WHAT YOU WILL DO:
Select and reproduce each line of the listing below that bears the string "React".
==== DATASET EXTRACT
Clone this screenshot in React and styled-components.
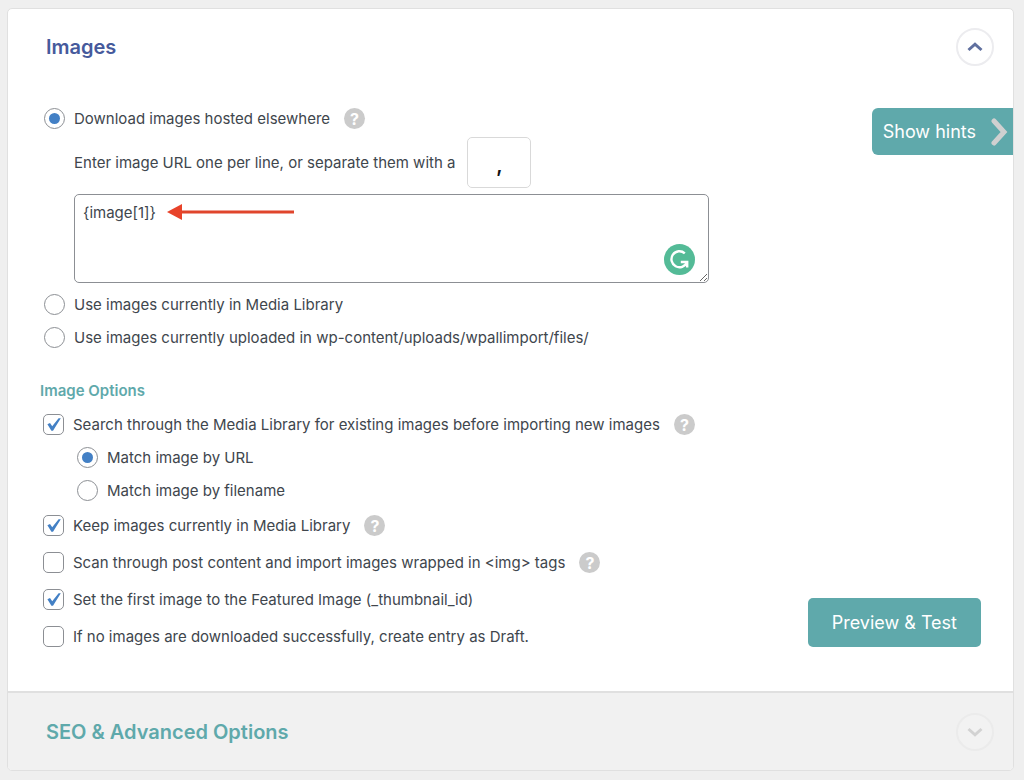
import React, { useState } from "react";
import styled, { createGlobalStyle } from "styled-components";

const GlobalStyle = createGlobalStyle`
  * {
    box-sizing: border-box;
  }
  body {
    margin: 0;
    background: #efefef;
    color: #40464d;
    font-family: Inter, "Liberation Sans", sans-serif;
    font-size: 15px;
    line-height: 20px;
  }
  button, input, textarea {
    font-family: inherit;
  }
`;

const HelpTip = () => (
  <Help type="button" aria-label="Help">
    ?
  </Help>
);

const Option = ({ type, name, label, help, height, indent, ...rest }) => (
  <OptionRow $height={height} $indent={indent}>
    <OptionLabel>
      {type === "radio" ? (
        <Radio type="radio" name={name} {...rest} />
      ) : (
        <Check>
          <input type="checkbox" name={name} {...rest} />
          <svg viewBox="0 0 21 21" aria-hidden="true">
            <path d="M4.4 10.2 L7 9 L9.2 12.3 L15.6 4.3 L17.8 4.3 L10 16.8 L8.4 16.8 Z" />
          </svg>
        </Check>
      )}
      <span>{label}</span>
    </OptionLabel>
    {help && <HelpTip />}
  </OptionRow>
);

const checks = [
  {
    name: "keep",
    label: "Keep images currently in Media Library",
    checked: true,
    help: true,
  },
  {
    name: "scan",
    label: "Scan through post content and import images wrapped in <img> tags",
    checked: false,
    help: true,
  },
  {
    name: "featured",
    label: "Set the first image to the Featured Image (_thumbnail_id)",
    checked: true,
  },
  {
    name: "draft",
    label: "If no images are downloaded successfully, create entry as Draft.",
    checked: false,
  },
];

const App = () => {
  const [source, setSource] = useState("download");
  const [match, setMatch] = useState("url");
  const sourceProps = (value) => ({
    type: "radio",
    name: "source",
    height: 33,
    checked: source === value,
    onChange: () => setSource(value),
  });
  const matchProps = (value) => ({
    type: "radio",
    name: "match",
    height: 33,
    indent: 34,
    checked: match === value,
    onChange: () => setMatch(value),
  });

  return (
    <>
      <GlobalStyle />
      <Card>
        <Header>
          <Title>Images</Title>
          <Toggle type="button" aria-label="Collapse images">
            <svg width="16" height="10" viewBox="0 0 16 10">
              <path d="M1.5 8 L8 2.2 L14.5 8" />
            </svg>
          </Toggle>
        </Header>
        <Source>
          <SourceFields>
            <Option
              {...sourceProps("download")}
              label="Download images hosted elsewhere"
              help
            />
            <Nested>
              <Separator>
                Enter image URL one per line, or separate them with a
                <input type="text" defaultValue="," />
              </Separator>
              <Editor>
                <textarea aria-label="Image URLs" defaultValue="{image[1]}" />
                <Arrow viewBox="0 0 128 16" aria-hidden="true">
                  <path d="M12 8 H127" stroke="#e0452c" strokeWidth="3" />
                  <path d="M0 8 L15 0 V16 Z" fill="#e8432a" />
                </Arrow>
                <Grammar type="button" aria-label="Check writing">
                  <svg width="31" height="31" viewBox="0 0 31 31">
                    <path d="M20.8 9.3 A8 8 0 1 0 22.9 18.2" />
                    <path d="M16.8 18 H23.2 V23.6" />
                  </svg>
                </Grammar>
              </Editor>
            </Nested>
            <Option
              {...sourceProps("library")}
              label="Use images currently in Media Library"
            />
            <Option
              {...sourceProps("files")}
              label="Use images currently uploaded in wp-content/uploads/wpallimport/files/"
            />
          </SourceFields>
          <Hints type="button">
            Show hints
            <svg width="18" height="28" viewBox="0 0 18 28">
              <path d="M4 3 L14 14 L4 25" />
            </svg>
          </Hints>
        </Source>
        <Options>
          <div>
            <Subtitle>Image Options</Subtitle>
            <Option
              type="checkbox"
              name="search"
              height={33}
              defaultChecked
              label="Search through the Media Library for existing images before importing new images"
              help
            />
            <Option {...matchProps("url")} label="Match image by URL" />
            <Option
              {...matchProps("filename")}
              label="Match image by filename"
            />
            {checks.map(({ name, checked, ...item }) => (
              <Option
                {...item}
                key={name}
                type="checkbox"
                name={name}
                height={37}
                defaultChecked={checked}
              />
            ))}
          </div>
          <Preview type="button">Preview &amp; Test</Preview>
        </Options>
        <Footer>
          <Title $muted>SEO &amp; Advanced Options</Title>
          <Toggle type="button" $muted aria-label="Expand SEO options">
            <svg width="16" height="10" viewBox="0 0 16 10">
              <path d="M1.5 2 L8 7.8 L14.5 2" />
            </svg>
          </Toggle>
        </Footer>
      </Card>
    </>
  );
};

const Card = styled.main`
  margin: 8px 10px 10px 7px;
  background: #fff;
  border: 1px solid #e0e0e0;
  border-radius: 5px;
  overflow: hidden;
`;

const Header = styled.header`
  display: flex;
  align-items: center;
  justify-content: space-between;
  height: 76px;
  padding: 0 19px 0 38px;
`;

const Title = styled.h2`
  margin: 0;
  font-size: 20px;
  line-height: 24px;
  font-weight: 600;
  color: ${({ $muted }) => ($muted ? "#5fa9ab" : "#465a9c")};
`;

const Toggle = styled.button`
  display: grid;
  place-items: center;
  width: 38px;
  height: 38px;
  padding: 0;
  border: 2px solid ${({ $muted }) => ($muted ? "#ebebeb" : "#ececef")};
  border-radius: 50%;
  background: ${({ $muted }) => ($muted ? "#f2f2f2" : "#fff")};
  path {
    fill: none;
    stroke: ${({ $muted }) => ($muted ? "#d2d2d2" : "#60709f")};
    stroke-width: 3;
  }
`;

const Source = styled.section`
  display: flex;
  align-items: flex-start;
  justify-content: space-between;
  padding: 17px 0 0 36px;
`;

const SourceFields = styled.div`
  flex: 1;
  max-width: 665px;
`;

const Nested = styled.div`
  padding: 2px 0 5px 30px;
`;

const Separator = styled.label`
  display: flex;
  align-items: center;
  gap: 12px;
  white-space: nowrap;
  input {
    width: 64px;
    height: 51px;
    padding: 4px 0 0;
    border: 1px solid #d9d9d9;
    border-radius: 5px;
    text-align: center;
    font-size: 20px;
    font-weight: 600;
    color: #111;
  }
`;

const Editor = styled.div`
  position: relative;
  margin-top: 6px;
  textarea {
    display: block;
    width: 100%;
    height: 89px;
    padding: 8px;
    border: 1px solid #8c8f94;
    border-radius: 5px;
    font-size: 15px;
    line-height: 20px;
    color: #40464d;
  }
`;

const Arrow = styled.svg`
  position: absolute;
  top: 10px;
  left: 93px;
  width: 128px;
  height: 16px;
`;

const Grammar = styled.button`
  position: absolute;
  right: 14px;
  bottom: 8px;
  width: 31px;
  height: 31px;
  padding: 0;
  border: 0;
  border-radius: 50%;
  background: #54bb97;
  svg {
    display: block;
  }
  path {
    fill: none;
    stroke: #fff;
    stroke-width: 2.4;
  }
`;

const Hints = styled.button`
  display: flex;
  align-items: center;
  gap: 14px;
  height: 47px;
  margin-top: 6px;
  padding: 0 5px 0 11px;
  border: 0;
  border-radius: 6px 0 0 6px;
  background: #5fa9ab;
  color: #fff;
  font-size: 18px;
  white-space: nowrap;
  path {
    fill: none;
    stroke: #d0d0d0;
    stroke-width: 5;
    stroke-linecap: round;
  }
`;

const Options = styled.section`
  display: flex;
  align-items: flex-end;
  justify-content: space-between;
  padding: 25px 32px 36px 35px;
`;

const Subtitle = styled.h3`
  margin: 0 0 5px -3px;
  font-size: 15px;
  line-height: 24px;
  font-weight: 600;
  color: #5fa9ab;
`;

const OptionRow = styled.div`
  display: flex;
  align-items: center;
  gap: 14px;
  min-height: ${({ $height }) => $height}px;
  padding-left: ${({ $indent }) => $indent || 0}px;
`;

const OptionLabel = styled.label`
  display: flex;
  align-items: center;
  gap: 9px;
`;

const Radio = styled.input`
  appearance: none;
  display: grid;
  place-items: center;
  flex: none;
  width: 21px;
  height: 21px;
  margin: 0;
  border: 1px solid #8c8f94;
  border-radius: 50%;
  background: #fff;
  &:checked::before {
    content: "";
    width: 11px;
    height: 11px;
    border-radius: 50%;
    background: #4380c5;
  }
`;

const Check = styled.span`
  display: grid;
  flex: none;
  input,
  svg {
    grid-area: 1 / 1;
    width: 21px;
    height: 21px;
    margin: 0;
  }
  input {
    appearance: none;
    border: 1px solid #8c8f94;
    border-radius: 5px;
    background: #fff;
  }
  svg {
    fill: #4380c5;
    visibility: hidden;
    pointer-events: none;
  }
  input:checked + svg {
    visibility: visible;
  }
`;

const Help = styled.button`
  display: grid;
  place-items: center;
  flex: none;
  width: 21px;
  height: 21px;
  padding: 0;
  border: 0;
  border-radius: 50%;
  background: #cbcbcb;
  color: #fff;
  font-size: 16px;
  line-height: 20px;
  font-weight: 700;
`;

const Preview = styled.button`
  flex: none;
  height: 49px;
  margin-bottom: 8px;
  padding: 0 24px;
  border: 0;
  border-radius: 5px;
  background: #5fa9ab;
  color: #fff;
  font-size: 18px;
`;

const Footer = styled.footer`
  display: flex;
  align-items: center;
  justify-content: space-between;
  height: 79px;
  padding: 0 19px 0 38px;
  border-top: 2px solid #e0e0e0;
  background: #f1f1f1;
`;

export default App;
========
FULL ANSWER:
Clone this screenshot in React and styled-components.
import React, { useState } from "react";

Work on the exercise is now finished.